November 19, 2004

Dog Bites

Slate published Dog Bites Man by Jon Katz. The focus is about the responsibilities that dog owners have. The central tragedy is described here:


Spice was a sweetheart, gentle with kids, the best pal of my border collies, generous with her toys and snacks, happy to play tug of war and chase endlessly across suburban lawns. Her owner Jan, an ad executive in my northern New Jersey town, was deeply involved in dog rescue. She believed it immoral to spend hundreds of dollars for a purebred dog (like mine) when so many dogs are in shelters facing death. Accordingly, she had plucked Spice—a 3-year-old mix of pit bull, Labrador retreiver, and probably a few other breeds—out of a Brooklyn animal shelter days before she was slated for euthanasia. Jan didn't know anything about her history, except that she'd been found on the street, half-starved and beaten, and that "because she was a pit, she didn't have much of a shot at being adopted."

So Jan bypassed calmer and easier shelter dogs and brought Spice home, trained her conscientiously and consistently, loved and pampered her.

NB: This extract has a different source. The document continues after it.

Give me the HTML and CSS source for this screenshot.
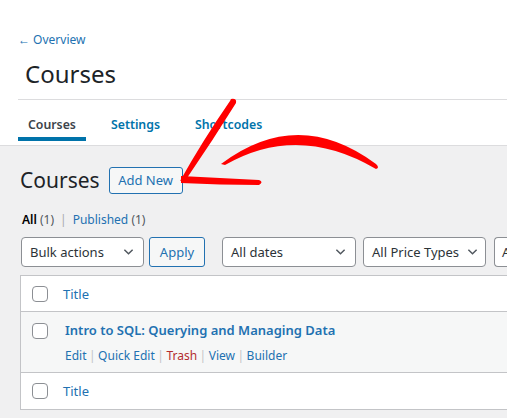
FILE: index.html
```html
<!DOCTYPE html>
<html>
<head>
<meta charset="utf-8">
<link rel="stylesheet" href="styles.css">
</head>
<body>
<div class="header">
  <a class="back" href="#">← Overview</a>
  <div class="title-wrap"><h2 class="page-title">Courses</h2></div>
  <nav class="tabs">
    <a class="tab active" href="#">Courses</a>
    <a class="tab" href="#">Settings</a>
    <a class="tab" href="#">Shortcodes</a>
  </nav>
</div>
<div class="main">
  <div class="heading">
    <h1 class="h1">Courses</h1>
    <a class="btn add" href="#">Add New</a>
  </div>
  <div class="subsub">
    <a class="cur" href="#">All <span class="count">(1)</span></a>
    <span class="sep">|</span>
    <a href="#">Published <span class="count">(1)</span></a>
  </div>
  <div class="filters">
    <div class="select w-bulk"><span>Bulk actions</span><svg class="chev" viewBox="0 0 12 8"><path d="M1.5 1.5 L6 6 L10.5 1.5"/></svg></div>
    <a class="btn apply" href="#">Apply</a>
    <div class="select w-dates"><span>All dates</span><svg class="chev" viewBox="0 0 12 8"><path d="M1.5 1.5 L6 6 L10.5 1.5"/></svg></div>
    <div class="select w-price"><span>All Price Types</span><svg class="chev" viewBox="0 0 12 8"><path d="M1.5 1.5 L6 6 L10.5 1.5"/></svg></div>
    <div class="select w-more"><span>All</span></div>
  </div>
  <div class="table">
    <div class="row head">
      <div class="cb"><span class="box"></span></div>
      <div class="col"><a href="#">Title</a></div>
    </div>
    <div class="row item">
      <div class="cb"><span class="box"></span></div>
      <div class="col item-col">
        <a class="ptitle" href="#">Intro to SQL: Querying and Managing Data</a>
        <div class="actions">
          <a href="#">Edit</a><span class="bar">|</span><a href="#">Quick Edit</a><span class="bar">|</span><a class="trash" href="#">Trash</a><span class="bar">|</span><a href="#">View</a><span class="bar">|</span><a href="#">Builder</a>
        </div>
      </div>
    </div>
    <div class="row foot">
      <div class="cb"><span class="box"></span></div>
      <div class="col"><a href="#">Title</a></div>
    </div>
  </div>
</div>
<svg class="arrow" width="507" height="418" viewBox="0 0 507 418">
  <path d="M231 99 Q237 98 236 103 Q213 140 187 178 L180 181 Q203 140 230 101 Z"/>
  <path d="M181 176 Q220 178 259 180 Q264 182 259 185 Q220 185 181 183 Z"/>
  <path d="M221 164 Q298 106 376 164 Q380 168 376 169 Q298 123 225 165 Z"/>
</svg>
</body>
</html>
```

FILE: styles.css
```css
* { box-sizing: border-box; }
html, body { margin: 0; padding: 0; }
body {
  width: 507px;
  height: 418px;
  overflow: hidden;
  position: relative;
  background: #f0f0f1;
  font-family: "Noto Sans", "Open Sans", sans-serif;
  font-size: 12px;
  color: #1d2327;
}
a { text-decoration: none; color: #2271b1; }

.header {
  background: #fff;
  border-bottom: 1px solid #dcdcde;
  height: 146px;
}
.back {
  display: block;
  padding: 31px 0 0 18px;
  line-height: 18px;
  font-size: 12px;
  color: #2271b1;
}
.title-wrap {
  margin-left: 18px;
  height: 51px;
  border-bottom: 1px solid #dcdcde;
  display: flex;
  align-items: center;
  padding-left: 7px;
}
.page-title {
  margin: 0;
  font-size: 24px;
  font-weight: 400;
  line-height: 28px;
  color: #1d2327;
}
.tabs {
  display: flex;
  gap: 15px;
  margin-left: 18px;
}
.tab {
  display: block;
  padding: 16px 10px 3px;
  line-height: 18px;
  font-size: 12.3px;
  font-weight: 600;
  color: #0073aa;
  border-bottom: 4px solid transparent;
  white-space: nowrap;
}
.tab.active {
  color: #3c434a;
  border-bottom-color: #0073aa;
}

.main { padding-left: 20px; }
.heading {
  display: flex;
  align-items: center;
  margin-top: 21px;
  height: 26px;
}
.h1 {
  margin: 0;
  font-size: 21px;
  font-weight: 400;
  line-height: 26px;
  color: #1d2327;
}
.btn {
  flex: none;
  display: inline-flex;
  align-items: center;
  justify-content: center;
  border: 1px solid #2271b1;
  border-radius: 3px;
  background: #f6f7f7;
  color: #2271b1;
  font-size: 13px;
  white-space: nowrap;
}
.add {
  margin-left: 9px;
  height: 27px;
  width: 74px;
}
.subsub {
  margin-top: 18px;
  margin-left: 2px;
  line-height: 18px;
  font-size: 12px;
  display: flex;
  gap: 6px;
}
.subsub .cur { color: #000; font-weight: 600; }
.subsub .count { color: #50575e; font-weight: 400; }
.subsub .sep { color: #a7aaad; }

.filters {
  margin-top: 8px;
  display: flex;
  height: 30px;
}
.select {
  flex: none;
  height: 30px;
  border: 1px solid #8c8f94;
  border-radius: 4px;
  background: #fff;
  display: flex;
  align-items: center;
  padding-left: 8px;
  padding-right: 9px;
  font-size: 13px;
  color: #2c3338;
  justify-content: space-between;
  white-space: nowrap;
  overflow: hidden;
}
.chev { flex: none; width: 11px; height: 8px; fill: none; stroke: #50575e; stroke-width: 1.6; }
.w-bulk { width: 123px; margin-left: 1px; }
.apply { width: 56px; height: 30px; margin-left: 5px; font-size: 13px; }
.w-dates { width: 134px; margin-left: 17px; }
.w-price { width: 123px; margin-left: 7px; padding-right: 7px; }
.w-more { width: 14px; margin-left: 8px; padding-left: 7px; padding-right: 0; border-right: none; border-radius: 4px 0 0 4px; }

.table {
  margin-top: 8px;
  width: 620px;
  background: #fff;
  border: 1px solid #c3c4c7;
}
.row {
  display: flex;
  align-items: flex-start;
}
.row.head { height: 36px; border-bottom: 1px solid #c3c4c7; align-items: center; }
.row.item { height: 61px; background: #f6f7f7; border-bottom: 1px solid #c3c4c7; padding-top: 11px; }
.row.foot { height: 36px; align-items: center; }
.cb { width: 42px; padding-left: 11px; display: flex; flex: none; }
.box {
  width: 16px;
  height: 16px;
  border: 1px solid #8c8f94;
  border-radius: 4px;
  background: #fff;
}
.col { font-size: 13px; line-height: 18px; white-space: nowrap; }
.item-col { padding-left: 2px; }
.ptitle { display: block; font-weight: 600; font-size: 13px; line-height: 18px; margin-top: -2px; }
.actions { margin-top: 8px; font-size: 12px; line-height: 18px; color: #a7aaad; }
.actions .bar { margin: 0 2.5px; color: #c3c4c7; }
.actions .trash { color: #b32d2e; }

.arrow {
  position: absolute;
  left: 0;
  top: 0;
  fill: #ff0000;
  pointer-events: none;
}
```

Spice proved a wonderful pet—obedient, easygoing, affectionate. I had no hesitation about her playing with my dogs, and I listened sympathetically as Jan complained about harassment and what she called "breed prejudice"—that fear of pit bulls that caused people who encountered them to grab their kids and dogs and cross the street.

...

Last fall, while they were walking in a park, a Pekingese slipped out of its collar and dashed toward Spice and Jan, growling and barking. Spice, startled, almost reflexively grabbed the dog's head in her mouth, bit down, and hung on. Neither Jan nor a horrified dog owner passing by could get Spice to loosen her grip. The smaller dog yelped, then went still. The Peke's owner, a woman in her 60s strolling with her 5-year-old grandson, screamed and rushed up to intervene. Spice had always been friendly and reliable around children, but now she was aroused, almost frantic. People were shouting. The boy cried and screamed in fear.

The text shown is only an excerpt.